Jelajah Garut Lewat Tulisan



(sc: ig bitread)

Awalnya saya belum percaya dapat mengikuti event bergengsi yang diadakan oleh bitread bersama Pemerintah Kabupaten Garut, khususnya Perpustakaan dan Arsip Kota Garut. Ini adalah event perdana bertema Jelajah Kota, setelah sebelumnya writingthon (writing marathon) hanya diagendakan untuk kegiatan-kegiatan akbar seperti Asean Games, Puspitek, dsb.

Bersaing dengan 2.184 penulis Nasional dan berhasil masuk di 25 peserta terpilih tentu menjadi kebahagiaan tersendiri bagi saya. Terlebih, ketika saya menuliskan tentang tokoh perempuan pribumi pertama yang melek literasi, tidak hanya itu, tokoh perempuan ini juga pantas, --paling tidak menurut saya--, untuk menyandang perempuan feminis pendidikan pada zamannya. Senang sekali rasanya menuliskan perempuan yang berdikari semasa hidupnya itu.

Ketika mendapat undangan karantina melalui surel, saya sempat ngawur menerka, akan seperti apa writingthon jelajah kota ini setelah melihat adanya karantina selama 3 hari di Kota Garut. Ya, seperti yang sudah-sudah, awalnya saya pikir, karantina tersebut hanya berjalan 'seberjalannya' saja. Dalam artian, agenda hanya sebatas seremonial dan workshop yang ndakik-ndakik namun ouputnya nol. Akan tetapi, bitread memang selalu penuh kejutan.

Selanjutnya, setelah malam hari tiba di Garut, esoknya, agenda diawali dengan perkenalan diri sekaligus memperkenaklan makanan khas daerah masing-masing di aula Perpusarsip Kota Garut. Disini, ternyata para peserta tidak hanya sekadar memperkenalkan makanan khas daerahnya, namun juga banyak yang kemudian menceritakan bagaimana sebenarnya makanan khas daerah yang dirasa memiliki potensi ekonomi yang baik untuk penduduk setempat harus tergeser oleh makanan asing atau makanan khas daerah lain. Beberapa juga menyelipkan promosi juga inovasi-inovasi yang perlu diterapkan oleh peserta lain pada daerahnya. Menarik, bukan?

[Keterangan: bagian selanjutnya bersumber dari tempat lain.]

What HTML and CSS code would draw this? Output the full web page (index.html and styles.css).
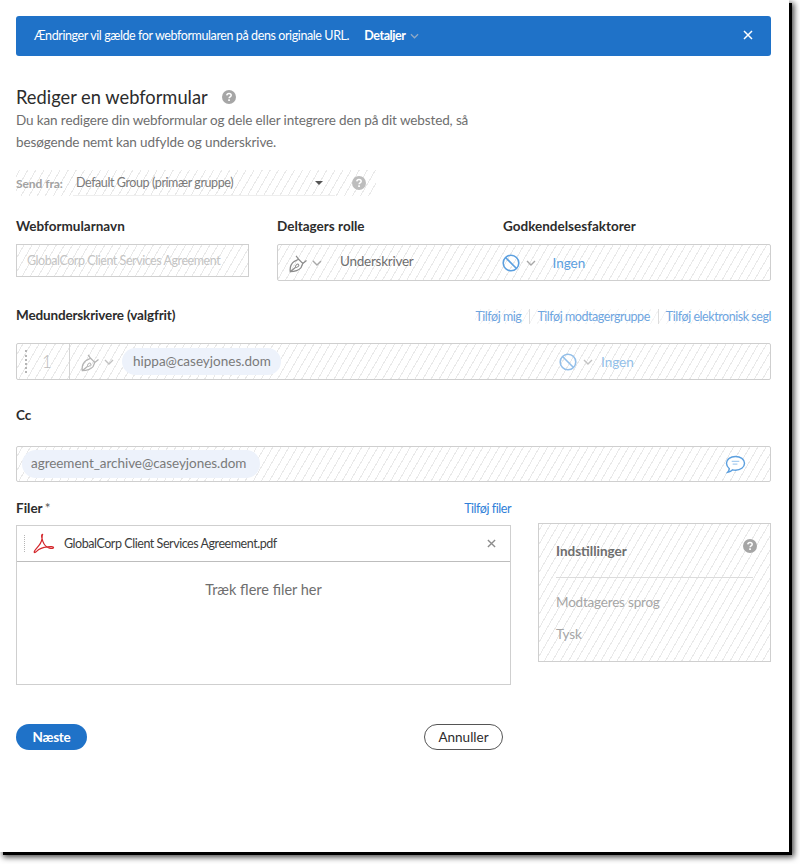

Setelah selesai perkenalan, kami para peserta diinstruksikan naik ke kendaraan khusus wisatawan, Sonagar. Konon, sonagar diambil dari kepanjangan kata Pesona Garut.

Disepanjang perjalanan, kami ditemani oleh lagu-lagu daerah Garut atau sesekali dipertontonkan video sejarah Kota Garut itu sendiri. Lalu kami diajak jelajah ke beberapa titik tempat seperti pendopo, alun-alun kota, dan melewati tempat-tempat produksi kulit hingga sampai ke penginapan Kampung Sumber Alam.

(Keliling Garut naik sonagar)

(Kampung Sumber Alam)

Selanjutnya, pada malam hari, kami dialokasikan menuju kedai kopi, kopi asli Garut yang memang sedang menjadi minuman primadona Kota Garut, katanya. Kopi Talkie, begitulah nama kedai kopi itu diberi, selama di sini kami tidak hanya sekadar berkunjung, ada workshop tapi lebih pantas disebut ngobrol santai, kami banyak sharing perihal kopi yang berada pada daerah masing-masing, juga bertanya sebab penasaran bagaimana Kopi Talkie mampu membranding kopi Garut hingga sedemikian rupa, sampai proses penanaman kopi untuk menghasilkan kualitas kopi Garut yang mendewa.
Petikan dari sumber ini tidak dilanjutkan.